Iran's Zarif rules out new negotiations with US

Iranian Foreign Minister says there's no point in fresh nuclear talks with the US without guarantees it will not renege on any deal made.

Elad Benari,

Mohammad Javad Zarif
Mohammad Javad Zarif

Iranian Foreign Minister Mohammad Javad Zarif said on Thursday his country sees no point in fresh nuclear talks with the US without guarantees it will not renege on any deal made.

Without guarantees, the US could not be trusted for any further talks, said Zarif, according to AFP.

"If we are to make an agreement with the United States, what is the guarantee that the agreement will last after the flight? You remember Canada?" he said, referring to Trump's withdrawal of his signature from a G7 summit closing statement in June after his plane left host Canada.

"How are we to be confident that the signature stays on the paper?" Zarif was quoted as having told the MED Dialogues conference in Rome.

US President Donald Trump withdrew in May from the 2015 nuclear deal between Iran and world powers, which he has said is “the worst deal ever negotiated”.

The US has since imposed two rounds of sanctions on Iran, the latest of which went into effect two weeks ago.

"We spent two-and-a-half years, this is not a two-page document, this is not a picture opportunity. This is a 150-page document," Zarif said of the deal, suggesting that Trump's objection was based on his "hatred" for former president Barack Obama.

"Why should we resume another talk just because somebody doesn't like it, just because somebody hates his predecessor? That's not the reason you engage in diplomacy, diplomacy is a serious game and we are ready for a serious game," he said, according to AFP.

After withdrawing from the deal, Trump indicated he would be open for talks on a new agreement without preconditions with Iranian President Hassan Rouhani.

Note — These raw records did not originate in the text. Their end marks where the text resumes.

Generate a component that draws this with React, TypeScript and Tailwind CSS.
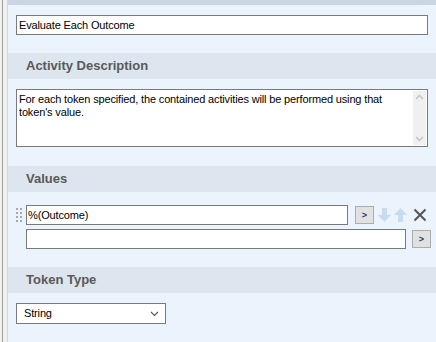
import React from "react";

const font = { fontFamily: '"Liberation Sans", Arial, sans-serif' };

function Header({ title }: { title: string }) {
  return (
    <div className="flex h-[26px] items-center bg-[#dde5ee] pl-[18px] text-[13px] font-bold text-[#595959]">
      {title}
    </div>
  );
}

function ArrowButton() {
  return (
    <button className="flex h-[18px] w-[19px] items-center justify-center border border-[#adadad] bg-[#e1e1e1] text-[9px] font-bold leading-none text-[#1e3a5f]">
      &gt;
    </button>
  );
}

function DragHandle() {
  return (
    <div className="grid w-[6px] grid-cols-2 gap-x-[2px] gap-y-[2px]">
      {Array.from({ length: 8 }).map((_, i) => (
        <span key={i} className="h-[2px] w-[2px] bg-[#a8a8a8]" />
      ))}
    </div>
  );
}

export default function App() {
  return (
    <div className="flex h-[342px] w-[436px] overflow-hidden bg-[#f0f0f0]" style={font}>
      <div className="w-[2px]" />
      <div className="w-[1px] bg-[#a0a0a0]" />
      <div className="w-[4px]" />
      <div className="w-[1px] bg-[#d4d4d4]" />

      <div className="flex flex-1 flex-col bg-[#ebf3fd]">
        <div className="h-[5px] bg-[#c9d6e3]" />

        <div className="px-[8px] pt-[10px] pb-[18px]">
          <div className="flex h-[20px] items-center border border-[#7a7a7a] bg-white pl-[2px] text-[11px] tracking-[-0.15px] text-black">
            Evaluate Each Outcome
          </div>
        </div>

        <Header title="Activity Description" />

        <div className="px-[8px] pt-[10px] pb-[19px]">
          <div className="flex h-[58px] border border-[#7a7a7a] bg-white">
            <p className="flex-1 pl-[2px] pt-[3px] text-[11px] leading-[13px] tracking-[-0.15px] text-black">
              For each token specified, the contained activities will be performed using that token's value.
            </p>
            <div className="m-[1px] flex w-[13px] flex-col items-center justify-between bg-[#f0f0f0] py-[3px]">
              <svg width="9" height="6" viewBox="0 0 9 6" fill="none">
                <path d="M1 5 L4.5 1.5 L8 5" stroke="#c2c2c2" strokeWidth="1.3" />
              </svg>
              <svg width="9" height="6" viewBox="0 0 9 6" fill="none">
                <path d="M1 1 L4.5 4.5 L8 1" stroke="#c2c2c2" strokeWidth="1.3" />
              </svg>
            </div>
          </div>
        </div>

        <Header title="Values" />

        <div className="flex flex-col gap-[4px] pt-[13px] pb-[18px]">
          <div className="flex items-center">
            <div className="flex w-[18px] justify-end pr-[4px]">
              <DragHandle />
            </div>
            <div className="flex h-[20px] w-[322px] items-center border border-[#7a7a7a] bg-white pl-[1px] text-[11px] tracking-[-0.15px] text-black">
              %(Outcome)
            </div>
            <div className="ml-[7px]">
              <ArrowButton />
            </div>
            <svg className="ml-[3px]" width="15" height="16" viewBox="0 0 15 16">
              <path d="M5 1 H10 V8 H14 L7.5 15 L1 8 H5 Z" fill="#c8dcef" />
            </svg>
            <svg className="ml-[1px]" width="15" height="16" viewBox="0 0 15 16">
              <path d="M5 15 H10 V8 H14 L7.5 1 L1 8 H5 Z" fill="#c8dcef" />
            </svg>
            <svg className="ml-[5px]" width="14" height="14" viewBox="0 0 14 14">
              <path d="M1.5 1.5 L12.5 12.5 M12.5 1.5 L1.5 12.5" stroke="#555555" strokeWidth="2" />
            </svg>
          </div>
          <div className="flex items-center">
            <div className="w-[18px]" />
            <div className="h-[20px] w-[380px] border border-[#7a7a7a] bg-white" />
            <div className="ml-[6px]">
              <ArrowButton />
            </div>
          </div>
        </div>

        <Header title="Token Type" />

        <div className="px-[8px] pt-[10px]">
          <div className="flex h-[21px] w-[150px] items-center justify-between border border-[#7a7a7a] bg-white pl-[7px] pr-[6px] text-[11px] tracking-[-0.15px] text-black">
            <span>String</span>
            <svg width="9" height="6" viewBox="0 0 9 6" fill="none">
              <path d="M1 1 L4.5 4.5 L8 1" stroke="#555555" strokeWidth="1.1" />
            </svg>
          </div>
        </div>
      </div>
    </div>
  );
}
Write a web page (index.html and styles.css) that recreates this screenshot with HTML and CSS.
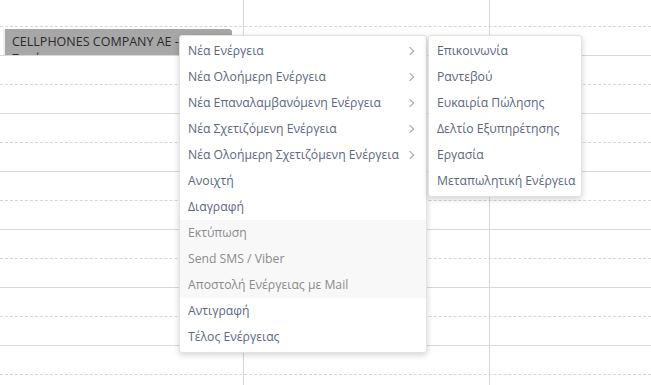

The Iranian leader has dismissed Washington's call for new nuclear negotiations at the same time as it reimposes sanctions on his country and has accused the Trump administration of being the most hostile towards Iran in the last four decades.

The remaining five signatories to the JCPOA -- Britain, China, France, Germany and Russia -- have backed an EU effort to set up a special payment system in an attempt to continue trade and business ties with Iran.